[start]

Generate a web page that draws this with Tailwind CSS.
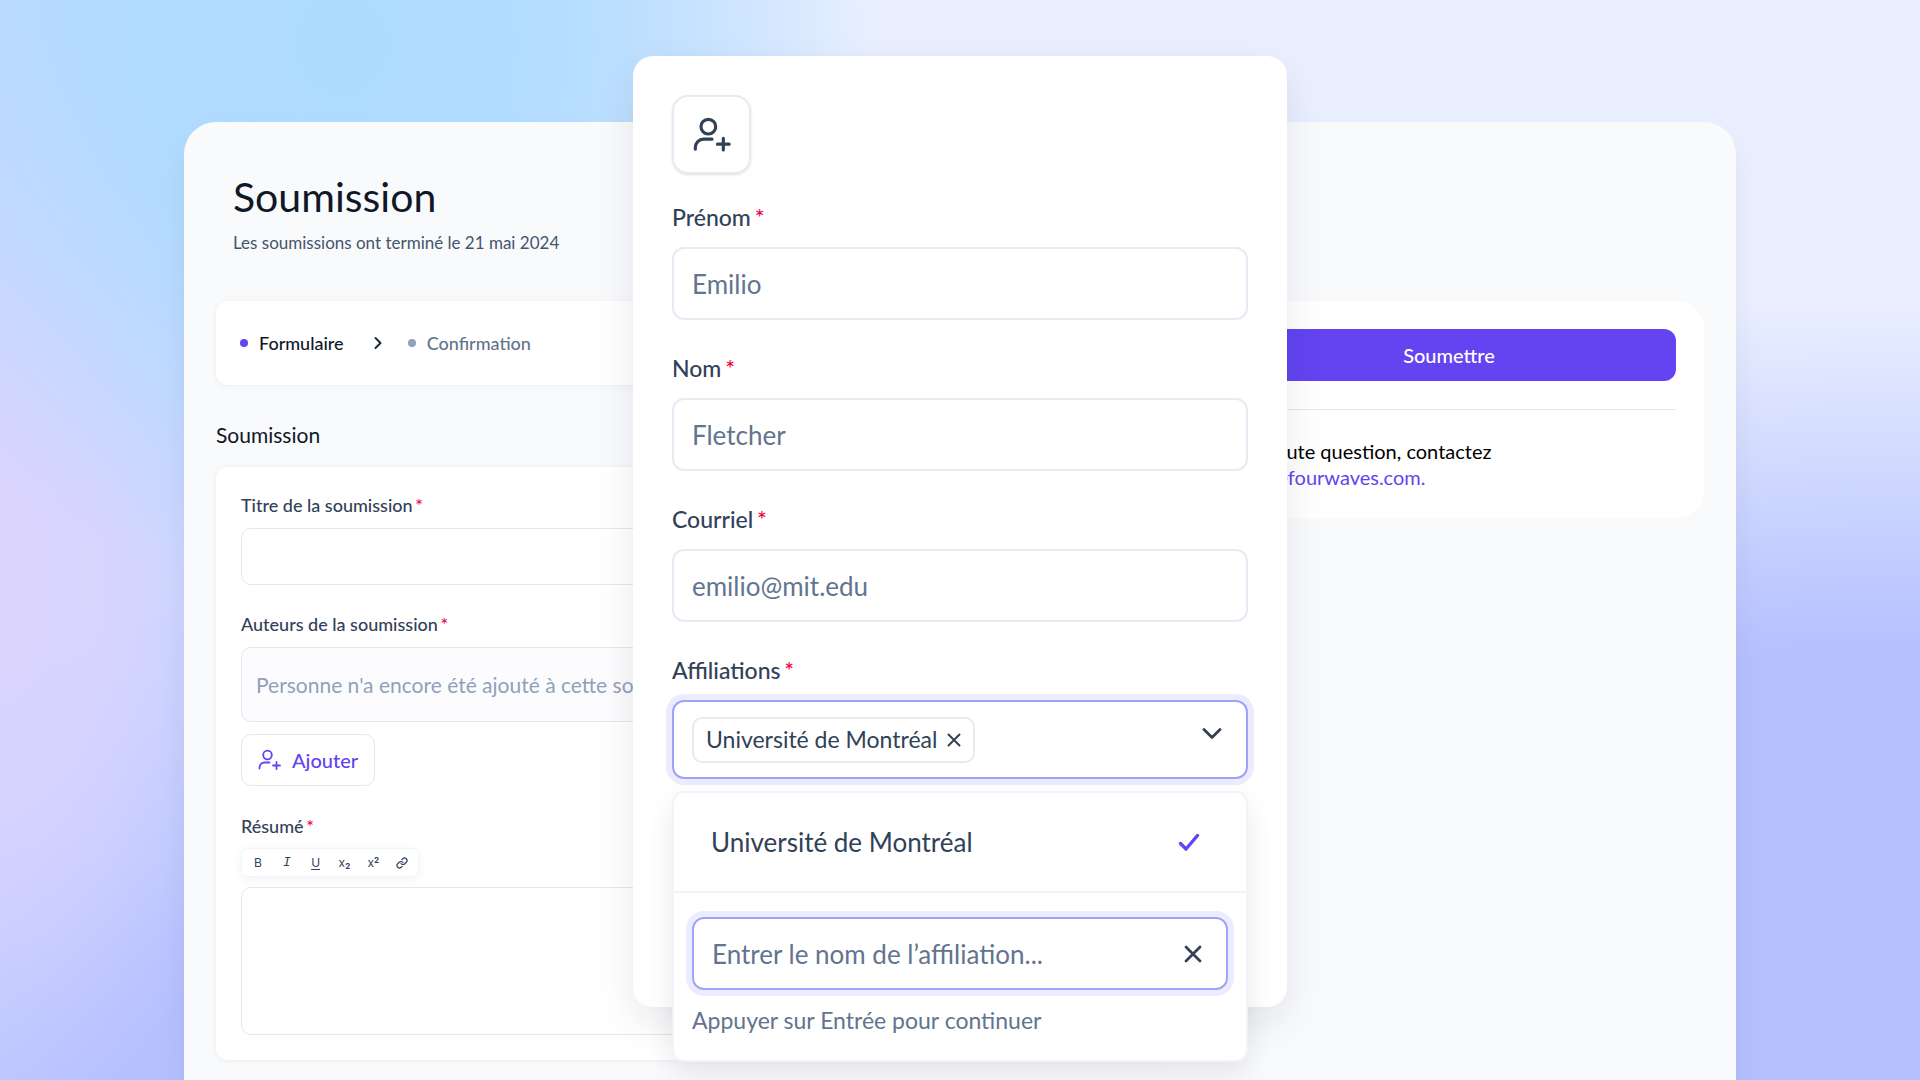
<!DOCTYPE html>
<html lang="fr">
<head>
  <meta charset="UTF-8" />
  <meta name="viewport" content="width=device-width, initial-scale=1.0"/>
  <title>Soumission</title>
  <script src="https://cdn.jsdelivr.net/npm/@tailwindcss/browser@4"></script>
</head>
<body class="relative h-screen overflow-hidden bg-[#e9efff] font-['Lato',sans-serif] text-slate-700">

  <!-- background colours -->
  <div class="absolute inset-0 -z-10 bg-[radial-gradient(ellipse_28%_52%_at_18%_4%,#addcff_0%,#addcffcc_40%,#addcff00_100%),radial-gradient(ellipse_14%_52%_at_0%_54%,#dcd4ff_0%,#dcd4ffcc_40%,#dcd4ff00_100%),radial-gradient(ellipse_36%_56%_at_18%_108%,#b2bcff_0%,#b2bcffcc_45%,#b2bcff00_100%),radial-gradient(ellipse_60%_64%_at_98%_92%,#b5c0ff_0%,#b5c0ff_50%,#b5c0ff00_100%),linear-gradient(90deg,#c4d8ff_0%,#c4d8ff_18%,#c4d8ff00_44%)]"></div>

  <main class="mx-auto flex h-full w-full max-w-[1600px] flex-col px-6 pt-[122px]">
    <div class="flex flex-1 flex-col rounded-t-[32px] bg-[#f9fafc] px-8 pt-[51px] shadow-[0_16px_32px_rgba(15,23,42,0.06)]">
      <header class="px-[17px]">
        <h1 class="text-[41px] leading-12 text-gray-900">Soumission</h1>
        <p class="mt-[10px] text-[17px] leading-6 text-slate-600">Les soumissions ont terminé le 21 mai 2024</p>
      </header>

      <div class="mt-[46px] flex items-start gap-6">
        <div class="min-w-0 flex-1">
          <nav class="flex h-[84px] items-center rounded-xl bg-white px-6 text-[18px] font-medium shadow-[0_1px_6px_rgba(15,23,42,0.06)]" aria-label="Étapes">
            <span class="size-2 rounded-full bg-[#6344f0]"></span>
            <a href="#formulaire" class="ml-[11px] text-gray-900">Formulaire</a>
            <svg class="ml-[30px] h-[14px] w-2" viewBox="0 0 8 14" fill="none" stroke="#1e293b" stroke-width="2" stroke-linecap="round" stroke-linejoin="round"><path d="M1.5 2l5 5-5 5"/></svg>
            <span class="ml-[26px] size-2 rounded-full bg-slate-400"></span>
            <a href="#confirmation" class="ml-[11px] text-slate-500">Confirmation</a>
          </nav>

          <h2 class="mt-[34px] text-[21px] leading-8 text-gray-900">Soumission</h2>

          <form id="formulaire" class="mt-4 rounded-xl bg-white px-[25px] pt-[22px] pb-[25px] shadow-[0_1px_6px_rgba(15,23,42,0.06)]">
            <label for="titre" class="block text-[18px] leading-8 font-medium">Titre de la soumission <span class="-ml-0.5 text-rose-600">*</span></label>
            <input id="titre" type="text" class="mt-[7px] block h-[57px] w-full rounded-[10px] border border-slate-200 px-4" />

            <h3 class="mt-[23px] text-[18px] leading-8 font-medium">Auteurs de la soumission <span class="-ml-0.5 text-rose-600">*</span></h3>
            <p class="mt-[7px] flex h-[75px] items-center overflow-hidden rounded-[10px] border border-slate-200 bg-[#fcfcfe] px-[14px] text-[21px] whitespace-nowrap text-slate-400">Personne n'a encore été ajouté à cette soumission</p>
            <button type="button" class="mt-3 flex h-[52px] items-center gap-2.5 rounded-[10px] border border-slate-200 px-4 text-[20px] font-medium text-[#6344f0]">
              <svg class="size-6" viewBox="0 0 24 24" fill="none" stroke="currentColor" stroke-width="1.8" stroke-linecap="round" stroke-linejoin="round"><circle cx="9.500" cy="7" r="4.300"/><path d="M1.500 20.500v-1a5 5 0 0 1 5-5h5"/><path d="M18.500 14v7M15 17.500h7"/></svg>
              Ajouter
            </button>

            <label for="resume" class="mt-6 block text-[18px] leading-8 font-medium">Résumé <span class="-ml-0.5 text-rose-600">*</span></label>
            <div class="mt-[6px] flex h-[29px] w-[178px] items-center justify-between rounded-md border border-slate-100 px-2 font-['Inter',sans-serif] text-[12px] leading-4 shadow-[0_2px_8px_rgba(15,23,42,0.06)]" role="toolbar" aria-label="Mise en forme">
              <button type="button" class="w-4">B</button>
              <button type="button" class="w-4 font-['Liberation_Mono',monospace] text-[13px] italic">I</button>
              <button type="button" class="w-4 underline underline-offset-2">U</button>
              <button type="button" class="flex w-4 items-center justify-center">x<span class="mt-1.5 text-[8px] font-bold">2</span></button>
              <button type="button" class="flex w-4 items-center justify-center">x<span class="mb-1.5 text-[8px] font-bold">2</span></button>
              <button type="button" class="flex w-4 justify-center" aria-label="Lien">
                <svg class="size-3" viewBox="0 0 24 24" fill="none" stroke="currentColor" stroke-width="2.400" stroke-linecap="round" stroke-linejoin="round"><path d="M10 13a5 5 0 0 0 7.540.54l3-3a5 5 0 0 0-7.070-7.070l-1.720 1.710"/><path d="M14 11a5 5 0 0 0-7.540-.54l-3 3a5 5 0 0 0 7.070 7.070l1.710-1.710"/></svg>
              </button>
            </div>
            <textarea id="resume" class="mt-[10px] block h-[148px] w-full resize-none rounded-[10px] border border-slate-200 p-4"></textarea>
          </form>
        </div>

        <aside class="w-[510px] rounded-[28px] bg-white p-7">
          <button type="button" class="h-[52px] w-full rounded-xl bg-[#6344f0] text-[20px] font-medium text-white">Soumettre</button>
          <hr class="mt-7 border-slate-200" />
          <p class="mt-7 text-[20px] leading-[26px] text-black">Pour toute question, contactez<br /><a href="mailto:event@fourwaves.com" class="text-[#6344f0]">event@fourwaves.com.</a></p>
        </aside>
      </div>
    </div>
  </main>

  <!-- add author dialog -->
  <div class="absolute inset-x-0 top-14 flex justify-center">
    <form role="dialog" aria-label="Ajouter un auteur" class="w-full max-w-[654px] rounded-[20px] bg-white px-[39px] pt-[39px] pb-[228px] text-[23px] shadow-[0_16px_40px_rgba(15,23,42,0.09)]">
      <div class="flex size-[79px] items-center justify-center rounded-2xl border-2 border-[#e6eaf2] shadow-sm">
        <svg class="size-10" viewBox="0 0 24 24" fill="none" stroke="#334155" stroke-width="1.900" stroke-linecap="round" stroke-linejoin="round"><circle cx="9.800" cy="7" r="4.400"/><path d="M2 20.500v-1a5 5 0 0 1 5-5h5"/><path d="M18.800 14v7M15.300 17.500h7"/></svg>
      </div>

      <label for="prenom" class="mt-[27px] block leading-8 font-medium">Prénom <span class="-ml-0.5 text-rose-600">*</span></label>
      <input id="prenom" type="text" placeholder="Emilio" class="mt-[14px] block h-[73px] w-full rounded-xl border-2 border-[#e6eaf2] px-[18px] text-[26px] placeholder:text-slate-500" />

      <label for="nom" class="mt-8 block leading-8 font-medium">Nom <span class="-ml-0.5 text-rose-600">*</span></label>
      <input id="nom" type="text" placeholder="Fletcher" class="mt-[14px] block h-[73px] w-full rounded-xl border-2 border-[#e6eaf2] px-[18px] text-[26px] placeholder:text-slate-500" />

      <label for="courriel" class="mt-8 block leading-8 font-medium">Courriel <span class="-ml-0.5 text-rose-600">*</span></label>
      <input id="courriel" type="email" placeholder="emilio@mit.edu" class="mt-[14px] block h-[73px] w-full rounded-xl border-2 border-[#e6eaf2] px-[18px] text-[26px] placeholder:text-slate-500" />

      <label for="affiliations" class="mt-8 block leading-8 font-medium">Affiliations <span class="-ml-0.5 text-rose-600">*</span></label>
      <div class="relative mt-[14px]">
        <div class="flex h-[79px] items-center justify-between rounded-xl border-2 border-[#9fa1fb] bg-white pr-6 pl-[18px] ring-6 ring-[#ebedff]">
          <span class="flex h-[46px] items-center gap-2.5 rounded-[10px] border-2 border-[#e6eaf2] px-3">
            Université de Montréal
            <button type="button" aria-label="Retirer">
              <svg class="size-[14px]" viewBox="0 0 14 14" fill="none" stroke="#334155" stroke-width="2" stroke-linecap="round"><path d="M1.500 1.500l11 11M12.500 1.500l-11 11"/></svg>
            </button>
          </span>
          <button id="affiliations" type="button" class="mb-3" aria-haspopup="listbox" aria-expanded="true">
            <svg class="h-3 w-5" viewBox="0 0 20 12" fill="none" stroke="#334155" stroke-width="2.800" stroke-linecap="round" stroke-linejoin="round"><path d="M2 1.500l8 8 8-8"/></svg>
          </button>
        </div>

        <!-- open list -->
        <div class="absolute inset-x-0 top-full mt-3 rounded-xl border-2 border-[#f3f4f9] bg-white shadow-[0_12px_28px_rgba(15,23,42,0.09)]">
          <ul role="listbox" class="border-b-2 border-[#f3f4f9]">
            <li role="option" aria-selected="true" class="flex h-[98px] items-center justify-between pr-[46px] pl-[37px] text-[26px]">
              Université de Montréal
              <svg class="h-[18px] w-[22px]" viewBox="0 0 22 18" fill="none" stroke="#6344f0" stroke-width="3.400" stroke-linecap="round" stroke-linejoin="round"><path d="M2.500 10.500l5.500 5.500L19.500 2.500"/></svg>
            </li>
          </ul>
          <div class="px-[18px] py-6">
            <div class="flex h-[73px] items-center rounded-xl border-2 border-[#9fa1fb] pr-6 pl-[18px] ring-6 ring-[#ebedff]">
              <input type="text" aria-label="Nom de l’affiliation" placeholder="Entrer le nom de l’affiliation..." class="h-full min-w-0 flex-1 text-[26px] outline-none placeholder:text-slate-500" />
              <button type="button" aria-label="Effacer">
                <svg class="size-[18px]" viewBox="0 0 18 18" fill="none" stroke="#334155" stroke-width="2.800" stroke-linecap="round"><path d="M2 2l14 14M16 2L2 16"/></svg>
              </button>
            </div>
            <p class="mt-[14px] leading-8 text-slate-500">Appuyer sur Entrée pour continuer</p>
          </div>
        </div>
      </div>
    </form>
  </div>
</body>
</html>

[end]

What you should do: Only the lines from the top of the data through the line with "h-screen overflow-hidden bg-[#e9efff]" should be quoted, exactly and with both ends kept; skip the pictures.

Response to the exercise:
Generate a web page that draws this with Tailwind CSS.
<!DOCTYPE html>
<html lang="fr">
<head>
  <meta charset="UTF-8" />
  <meta name="viewport" content="width=device-width, initial-scale=1.0"/>
  <title>Soumission</title>
  <script src="https://cdn.jsdelivr.net/npm/@tailwindcss/browser@4"></script>
</head>
<body class="relative h-screen overflow-hidden bg-[#e9efff] font-['Lato',sans-serif] text-slate-700">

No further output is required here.